(WHAT IS REQUIRED)
Give a verbatim copy of the lines below, minus the pictures.

- - -

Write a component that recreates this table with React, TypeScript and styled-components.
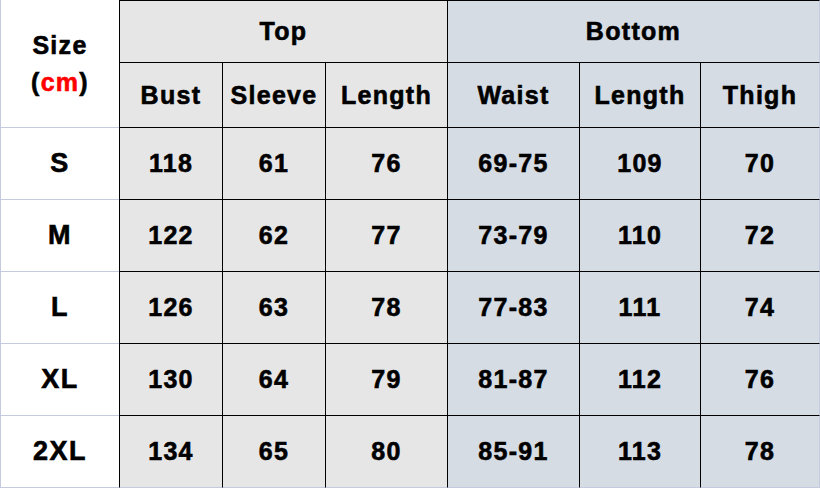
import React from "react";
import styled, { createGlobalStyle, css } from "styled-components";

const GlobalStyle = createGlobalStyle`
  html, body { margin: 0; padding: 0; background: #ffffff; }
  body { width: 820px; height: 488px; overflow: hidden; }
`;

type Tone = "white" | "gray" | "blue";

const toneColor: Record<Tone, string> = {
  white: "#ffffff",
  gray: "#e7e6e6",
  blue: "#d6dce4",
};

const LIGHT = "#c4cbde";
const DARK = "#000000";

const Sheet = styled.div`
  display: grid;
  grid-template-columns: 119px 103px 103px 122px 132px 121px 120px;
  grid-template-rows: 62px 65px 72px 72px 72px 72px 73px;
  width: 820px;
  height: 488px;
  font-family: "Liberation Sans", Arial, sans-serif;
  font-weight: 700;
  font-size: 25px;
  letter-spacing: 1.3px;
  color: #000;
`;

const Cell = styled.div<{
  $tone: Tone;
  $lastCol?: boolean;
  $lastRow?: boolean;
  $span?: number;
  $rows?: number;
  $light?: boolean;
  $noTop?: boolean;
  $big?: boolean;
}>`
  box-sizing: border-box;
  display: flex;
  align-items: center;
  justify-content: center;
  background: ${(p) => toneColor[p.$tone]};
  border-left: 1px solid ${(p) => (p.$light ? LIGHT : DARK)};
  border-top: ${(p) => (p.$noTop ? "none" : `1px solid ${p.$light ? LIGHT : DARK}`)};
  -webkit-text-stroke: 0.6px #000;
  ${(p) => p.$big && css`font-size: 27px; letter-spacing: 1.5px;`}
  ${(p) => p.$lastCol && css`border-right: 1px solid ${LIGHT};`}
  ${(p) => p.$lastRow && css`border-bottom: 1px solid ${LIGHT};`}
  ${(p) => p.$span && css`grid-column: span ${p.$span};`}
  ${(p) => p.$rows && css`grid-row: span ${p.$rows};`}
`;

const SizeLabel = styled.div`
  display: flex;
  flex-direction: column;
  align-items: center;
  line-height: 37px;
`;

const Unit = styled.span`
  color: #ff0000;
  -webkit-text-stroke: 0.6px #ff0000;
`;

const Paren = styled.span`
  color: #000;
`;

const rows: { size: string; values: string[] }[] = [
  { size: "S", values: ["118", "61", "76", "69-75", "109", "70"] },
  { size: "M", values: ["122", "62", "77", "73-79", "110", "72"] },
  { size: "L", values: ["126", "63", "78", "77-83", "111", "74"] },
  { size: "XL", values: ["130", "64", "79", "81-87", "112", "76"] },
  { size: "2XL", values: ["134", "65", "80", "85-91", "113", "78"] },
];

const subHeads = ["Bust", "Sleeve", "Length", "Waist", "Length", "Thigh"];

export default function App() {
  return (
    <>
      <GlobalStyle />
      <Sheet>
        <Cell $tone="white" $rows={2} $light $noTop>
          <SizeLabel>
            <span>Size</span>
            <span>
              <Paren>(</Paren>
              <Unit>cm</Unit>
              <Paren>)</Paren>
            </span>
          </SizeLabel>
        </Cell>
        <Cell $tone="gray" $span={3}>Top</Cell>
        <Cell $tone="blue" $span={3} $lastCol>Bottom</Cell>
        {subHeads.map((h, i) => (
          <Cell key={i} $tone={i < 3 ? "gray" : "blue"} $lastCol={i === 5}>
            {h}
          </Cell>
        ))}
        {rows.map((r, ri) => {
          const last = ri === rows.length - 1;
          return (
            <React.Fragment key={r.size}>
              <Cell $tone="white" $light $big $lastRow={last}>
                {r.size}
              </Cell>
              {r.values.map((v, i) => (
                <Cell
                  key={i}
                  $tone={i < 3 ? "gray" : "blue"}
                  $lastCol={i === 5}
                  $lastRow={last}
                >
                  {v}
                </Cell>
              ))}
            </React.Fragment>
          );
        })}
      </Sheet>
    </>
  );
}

- - -

(EXERCISE RESULT)
Write a component that recreates this table with React, TypeScript and styled-components.
import React from "react";
import styled, { createGlobalStyle, css } from "styled-components";

const GlobalStyle = createGlobalStyle`
  html, body { margin: 0; padding: 0; background: #ffffff; }
  body { width: 820px; height: 488px; overflow: hidden; }
`;

type Tone = "white" | "gray" | "blue";

const toneColor: Record<Tone, string> = {
  white: "#ffffff",
  gray: "#e7e6e6",
  blue: "#d6dce4",
};

const LIGHT = "#c4cbde";
const DARK = "#000000";

const Sheet = styled.div`
  display: grid;
  grid-template-columns: 119px 103px 103px 122px 132px 121px 120px;
  grid-template-rows: 62px 65px 72px 72px 72px 72px 73px;
  width: 820px;
  height: 488px;
  font-family: "Liberation Sans", Arial, sans-serif;
  font-weight: 700;
  font-size: 25px;
  letter-spacing: 1.3px;
  color: #000;
`;

const Cell = styled.div<{
  $tone: Tone;
  $lastCol?: boolean;
  $lastRow?: boolean;
  $span?: number;
  $rows?: number;
  $light?: boolean;
  $noTop?: boolean;
  $big?: boolean;
}>`
  box-sizing: border-box;
  display: flex;
  align-items: center;
  justify-content: center;
  background: ${(p) => toneColor[p.$tone]};
  border-left: 1px solid ${(p) => (p.$light ? LIGHT : DARK)};
  border-top: ${(p) => (p.$noTop ? "none" : `1px solid ${p.$light ? LIGHT : DARK}`)};
  -webkit-text-stroke: 0.6px #000;
  ${(p) => p.$big && css`font-size: 27px; letter-spacing: 1.5px;`}
  ${(p) => p.$lastCol && css`border-right: 1px solid ${LIGHT};`}
  ${(p) => p.$lastRow && css`border-bottom: 1px solid ${LIGHT};`}
  ${(p) => p.$span && css`grid-column: span ${p.$span};`}
  ${(p) => p.$rows && css`grid-row: span ${p.$rows};`}
`;

const SizeLabel = styled.div`
  display: flex;
  flex-direction: column;
  align-items: center;
  line-height: 37px;
`;

const Unit = styled.span`
  color: #ff0000;
  -webkit-text-stroke: 0.6px #ff0000;
`;

const Paren = styled.span`
  color: #000;
`;

const rows: { size: string; values: string[] }[] = [
  { size: "S", values: ["118", "61", "76", "69-75", "109", "70"] },
  { size: "M", values: ["122", "62", "77", "73-79", "110", "72"] },
  { size: "L", values: ["126", "63", "78", "77-83", "111", "74"] },
  { size: "XL", values: ["130", "64", "79", "81-87", "112", "76"] },
  { size: "2XL", values: ["134", "65", "80", "85-91", "113", "78"] },
];

const subHeads = ["Bust", "Sleeve", "Length", "Waist", "Length", "Thigh"];

export default function App() {
  return (
    <>
      <GlobalStyle />
      <Sheet>
        <Cell $tone="white" $rows={2} $light $noTop>
          <SizeLabel>
            <span>Size</span>
            <span>
              <Paren>(</Paren>
              <Unit>cm</Unit>
              <Paren>)</Paren>
            </span>
          </SizeLabel>
        </Cell>
        <Cell $tone="gray" $span={3}>Top</Cell>
        <Cell $tone="blue" $span={3} $lastCol>Bottom</Cell>
        {subHeads.map((h, i) => (
          <Cell key={i} $tone={i < 3 ? "gray" : "blue"} $lastCol={i === 5}>
            {h}
          </Cell>
        ))}
        {rows.map((r, ri) => {
          const last = ri === rows.length - 1;
          return (
            <React.Fragment key={r.size}>
              <Cell $tone="white" $light $big $lastRow={last}>
                {r.size}
              </Cell>
              {r.values.map((v, i) => (
                <Cell
                  key={i}
                  $tone={i < 3 ? "gray" : "blue"}
                  $lastCol={i === 5}
                  $lastRow={last}
                >
                  {v}
                </Cell>
              ))}
            </React.Fragment>
          );
        })}
      </Sheet>
    </>
  );
}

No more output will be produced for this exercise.